Надеемся, что Евросоюзу удастся в итоге выйти на решение по институциональной реформе, предусмотренной проектом конституционного договора ЕС. Тогда наше взаимодействие с Евросоюзом было бы эффективнее.
– Некоторые американские и европейские политики в конце прошлого года предлагали распространить действие 5-й статьи Вашингтонского договора на сферу энергетики, а также объединить страны ЕС и НАТО в картель энергопотребителей, чтобы противостоять использованию Москвой энергоресурсов в качестве «политического оружия». Каковы перспективы появления «энергетической НАТО»? Каким будет ответ Москвы? Будет ли, например, создан «газовый ОПЕК»?

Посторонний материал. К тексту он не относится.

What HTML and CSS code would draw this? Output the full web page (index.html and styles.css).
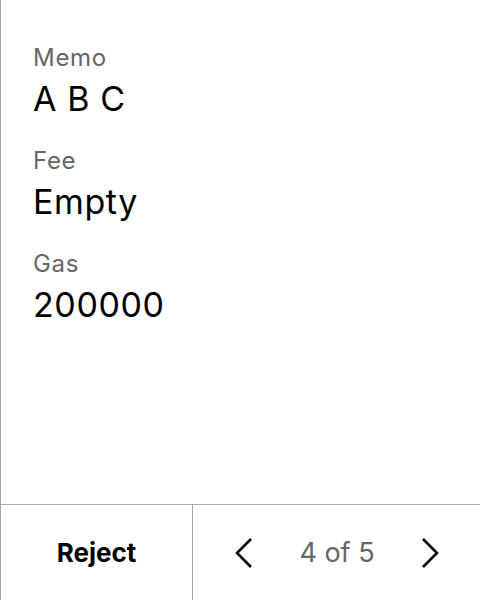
FILE: index.html
```html
<!DOCTYPE html>
<html>
<head>
<meta charset="utf-8">
<link rel="stylesheet" href="styles.css">
</head>
<body>
<div class="screen">
  <div class="content">
    <div class="field">
      <div class="label">Memo</div>
      <div class="value">A B C</div>
    </div>
    <div class="field">
      <div class="label">Fee</div>
      <div class="value">Empty</div>
    </div>
    <div class="field">
      <div class="label">Gas</div>
      <div class="value">200000</div>
    </div>
  </div>
  <div class="footer">
    <div class="reject">Reject</div>
    <div class="pager">
      <svg class="chev" width="20" height="32" viewBox="0 0 20 32"><path d="M17 2 L3 16 L17 30" fill="none" stroke="#000" stroke-width="2.6"/></svg>
      <span class="count">4 of 5</span>
      <svg class="chev" width="20" height="32" viewBox="0 0 20 32"><path d="M3 2 L17 16 L3 30" fill="none" stroke="#000" stroke-width="2.6"/></svg>
    </div>
  </div>
</div>
</body>
</html>
```
FILE: styles.css
```css
html, body {
  margin: 0;
  padding: 0;
  background: #fff;
}
body {
  font-family: Inter, "Noto Sans", sans-serif;
}
.screen {
  width: 480px;
  height: 600px;
  box-sizing: border-box;
  border-left: 1px solid #aaa;
  display: flex;
  flex-direction: column;
}
.content {
  flex: 1;
  padding: 40px 0 0 32px;
  display: flex;
  flex-direction: column;
  gap: 21px;
}
.field {
  display: flex;
  flex-direction: column;
}
.label {
  font-size: 24px;
  line-height: 36px;
  letter-spacing: 0.7px;
  color: #666;
}
.value {
  font-size: 34px;
  line-height: 46px;
  letter-spacing: 0.6px;
  color: #000;
}
.footer {
  height: 95px;
  border-top: 1px solid #aaa;
  display: flex;
}
.reject {
  width: 191px;
  border-right: 1px solid #aaa;
  display: flex;
  align-items: center;
  justify-content: center;
  font-size: 26px;
  font-weight: 700;
  color: #000;
}
.pager {
  flex: 1;
  display: flex;
  align-items: center;
  justify-content: space-between;
  padding: 0 40px 0 41px;
}
.count {
  font-size: 27px;
  color: #666;
}
```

– Не хотелось бы вдаваться в полемику с высказываниями тех политиков, в чьем воспаленном воображении традиции холодной войны переносятся на вопросы энергетической безопасности. Думаю, показательна реакция основной массы политического истэблишмента Европы, да и США, – прозвучавшие призывы остались только призывами, к тому же без серьезного резонанса. Полагаю, в нынешнем глобализирущемся мире пытаться решать вопросы обеспечения собственной безопасности без учета интересов других мировых игроков – недопустимо. Никакой картель – будь то газовый, будь то энергопотребительский – не способен обеспечить баланс интересов и рисков глобального энергорынка.
Реальная политика все-таки идет в другом направлении, более, на мой взгляд, рациональном и трезвом, – формировании универсальных принципов обеспечения энергетической безопасности в глобальном масштабе, как это было зафиксировано, в частности, в специальном заявлении Санкт-Петербургского саммита «восьмерки» в июле 2006 г.